How do you standardize measurement across cities for accurate multi-city event ROI comparison?

Standardize before the series starts: - Define universal KPIs, attribution windows, and conversion definitions. - Use the same registration and tracking tools (UTMs, event codes, CRM fields). - Convert all financials to a single currency and normalize for taxes/fees. - Use identical survey questions and data collection timing. - Document methodology so each city reports using the same formulas.

How do you compare cost-per-lead and ROI between two cities — example included?

Calculate cost-per-lead and ROI for each city using the same formulas, then compare side-by-side.
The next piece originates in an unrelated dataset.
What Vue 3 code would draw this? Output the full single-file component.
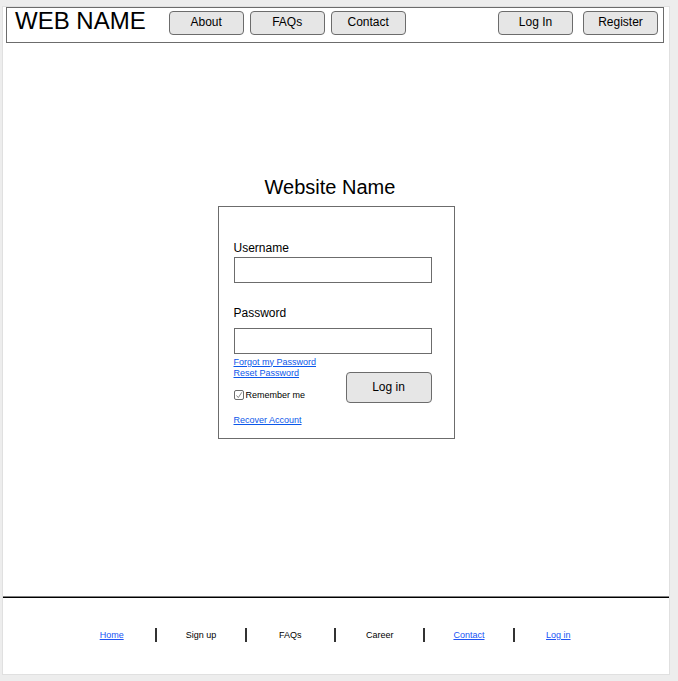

Example: - City A: Total cost $50,000; 500 leads → Cost-per-lead = $100. Revenue attributed $150,000 → ROI = (150,000 − 50,000)/50,000 = 200%. - City B: Total cost $30,000; 200 leads → Cost-per-lead = $150. Revenue $60,000 → ROI = (60,000 − 30,000)/30,000 = 100%. Conclusion: City A delivers higher ROI and lower cost-per-lead, even if City B was cheaper to run.

What common factors cause ROI to differ across cities in a multi-city event ROI comparison?

Key drivers of variance include: - Venue and local operational costs. - Market maturity and audience size/fit. - Local marketing effectiveness and channel costs. - Sponsorship availability and local partner support. - Timing, competing events, and regulatory or travel constraints. - Data quality and attribution differences.

What are best practices and tools to improve multi-city event ROI comparison and decision-making?

Best practices: - Build a central dashboard (BI tools like Looker, Power BI) showing standardized KPIs per city. - Integrate event data with CRM and marketing automation for accurate attribution. - Use consistent UTM/registration tagging and post-event surveys. - Run small tests (message, pricing, day/time) across cities and iterate. - Review results monthly or quarterly and set minimum ROI thresholds for future investments. Tools: CRM (Salesforce, HubSpot), event platforms (Bizzabo, Cvent), analytics (Google Analytics + GA4), business intelligence (Power BI, Tableau), and attribution/UTM management tools.